It's hard getting an affordable babysitter for all my kids. Plus, my kids are wild and fun--they're rambunctious. So, most the time when I sew, they stay with me. The Scribe watches Doctor Jones, and The Hippie watches The Zombie Elf, but Sunday didn't go so well. Things have been getting harder and I keep selling more and more.
Last week, I'd sold a huge outfit, one that takes about twelve hours to make. Anyway, while I sewed it, I suddenly realized I needed more thread. I stood up, went to get more, and Doctor Jones sat on the pedal.
My sewing machine whirred above her and that adventurer didn't even cringe. She just sat, smiling with a sucker in her mouth.
I was across the room, and even though I started running to get back in time, The Zombie Elf was too close. He put his fingers near the vibrating needle, and . . . I barely stopped him from getting hurt.
He looked at me and said something I'd yelled earlier that day, "This is too much! I'm pissed!" he said and stomped away.
That's when I knew, I need to quit. I don't care how much money it is. I just don't care. I took Doctor Jones off the pedal, but she cried, so I turned off my machine. We unhooked the pedal and she's been hauling it around with her and sitting on it everywhere.
The Zombie Elf still doesn't know his fingers almost got sewn through. I knew a girl that happened to once. I got to know her after the "accident." I don't know if the accident turned her into a weirdo, or if she'd always been that way, but I refused to take a chance of that happening to my Zombie!
Anyway, my sewing business has been a blessing in my life. I was in business almost six years. I paid off my van, a good portion of my student loan from school. It even helped us when the rain prevented Cade from working. But with four kids, that part of my life needs to go on hold. I'll take this opportunity to focus on my family (number one) and my writing (number two). And as ironic as this is, it's exactly 100 days until my first book will come out. I didn't realize that until yesterday. Pretty cool if you ask me!
My Journal about Zeke is currently in the review process. Yahoo!!!
I've been working my butt off and so far, I've gotten two big name endorsements. Here they are:
EC Stilson has opened her heart and life to us through the "entries" in this book. She takes us step by step through the joys, challenges and heartbreaks of being a wife and mother. It is a powerful message of hope, not only to those who have lost a baby born with defects, but to everyone who has had their dreams shattered and had to find a way to put life together again.
author of “Life after Loss.”
EC Stilson’s, The Golden Sky is one of the most beautiful books I have read in a long time. Perhaps the word “beautiful” seems an odd choice given that the book journals the details of the death of her baby boy and it’s aftermath—but it’s not just a book about that terrible loss. It is a testament to courage, it is poignant and honest, it is funny and it is sad. Ultimately it is a story of transformation, growth and healing—of herself, her marriage, her family and her relationship with God. EC’s style of writing is conversational and captivating, and with each turn of the page this book will touch your heart.

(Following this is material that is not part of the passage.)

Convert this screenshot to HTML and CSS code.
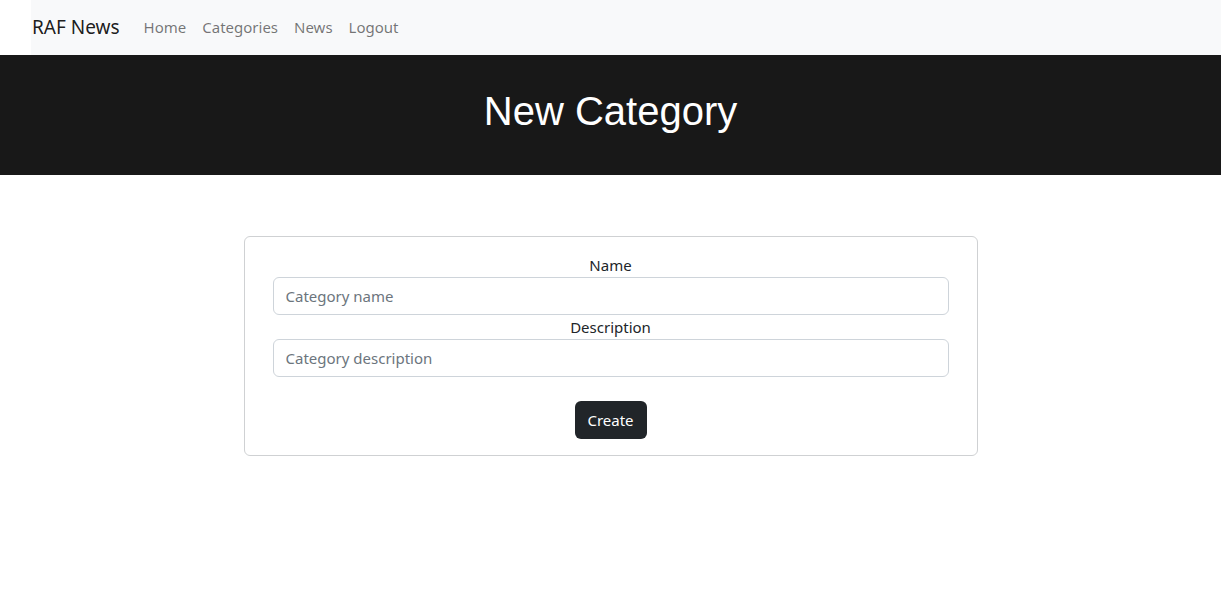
FILE: index.html
```html
<!DOCTYPE html>
<html lang="en">
<head>
<meta charset="utf-8">
<title>RAF News - New Category</title>
<link rel="stylesheet" href="styles.css">
</head>
<body>
<nav class="navbar">
  <a class="brand" href="#">RAF News</a>
  <ul class="nav-links">
    <li><a href="#">Home</a></li>
    <li><a href="#">Categories</a></li>
    <li><a href="#">News</a></li>
    <li><a href="#">Logout</a></li>
  </ul>
</nav>
<header class="hero">
  <h1>New Category</h1>
</header>
<main class="main">
  <form class="card">
    <label class="label" for="name">Name</label>
    <input class="input" id="name" type="text" placeholder="Category name">
    <label class="label" for="desc">Description</label>
    <input class="input" id="desc" type="text" placeholder="Category description">
    <button class="btn" type="button">Create</button>
  </form>
</main>
</body>
</html>
```
FILE: styles.css
```css
* { box-sizing: border-box; }
body {
  margin: 0;
  font-family: "Noto Sans", "Open Sans", sans-serif;
  font-size: 15px;
  color: #212529;
  background: #fff;
}
.navbar {
  margin-left: 31px;
  height: 55px;
  background: #f8f9fa;
  display: flex;
  align-items: center;
  padding-left: 1px;
  padding-bottom: 2px;
}
.brand {
  font-size: 19px;
  color: rgba(0,0,0,.9);
  text-decoration: none;
  margin-right: 16px;
}
.nav-links {
  list-style: none;
  margin: 0;
  padding: 0;
  display: flex;
}
.nav-links a {
  display: block;
  padding: 8px 8px;
  color: rgba(0,0,0,.55);
  text-decoration: none;
  font-size: 15px;
}
.hero {
  background: #181818;
  height: 120px;
  display: flex;
  align-items: center;
  justify-content: center;
}
.hero h1 {
  margin: 0;
  color: #fff;
  font-family: "Liberation Sans", Arial, sans-serif;
  font-weight: 400;
  font-size: 40px;
  padding-bottom: 7px;
}
.main {
  display: flex;
  justify-content: center;
  padding-top: 61px;
}
.card {
  width: 734px;
  border: 1px solid #cfd1d3;
  border-radius: 6px;
  padding: 16px 28px 16px;
  display: flex;
  flex-direction: column;
  align-items: center;
}
.label {
  height: 24px;
  line-height: 24px;
  display: block;
  text-align: center;
  font-size: 15px;
}
.input {
  width: 100%;
  height: 38px;
  border: 1px solid #ced4da;
  border-radius: 6px;
  padding: 6px 12px;
  font-family: inherit;
  font-size: 15px;
  color: #212529;
}
.input::placeholder { color: #6c757d; }
.btn {
  margin-top: 24px;
  height: 38px;
  width: 72px;
  background: #212529;
  color: #fff;
  border: none;
  border-radius: 6px;
  font-family: inherit;
  font-size: 15px;
}
```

Pamela D. Blair, Ph.D. Co-Author, of the best selling classic, "I Wasn’t Ready to Say Goodbye: Surviving, Coping and Healing After the Sudden Loss of a Loved One"
I asked Susan Kane from The Contemplative Cat, if she'd consider writing a review for my upcoming book. Please check her out if you have a chance. She's AMAZING!
Here's her review:
We all know there are hard times and good times in our sojourn here on earth. We think that losing the car keys, or breaking an arm is part of the hard times. But we are wrong. The events that fill up the “hard times” category are much harsher and demanding than can be imagined.
Recently I was invited to review The Golden Sky by EC Stilson, who has become a fellow writer friend. In this memoir of the precious, short life of her son Zeke, Elisa shares an unblinking look at herself, her husband Cade, decisions and struggles they both faced, and the on-going grief and rejoicing for their son Zeke. It is at times a joyous read where I experienced a loving extended family that surrounded and carried each other through the birth and death of a child of God. It is a heart-rending read where I saw the tearing-apart that grief can do to a marriage. Yet, it is also a triumphant read where I saw faith and love, a fierce mother fighting for her children and her marriage.
Elisa is a fighter, as she says that her struggle is “…a game of bloody knuckles…” She realizes that God is the one rock in her life when she writes “…even in the hardest times, we step back for a second, (and) we realize God is with us the whole time…” Elisa realizes that she may have appeared to be so strong to others, but she knew that “…inside I’m dead, like smelly corpse or something…”
This is an honest book, an unwavering journal of a young woman’s struggle to be the best mother and wife possible when the ground underneath her is shifting every minute.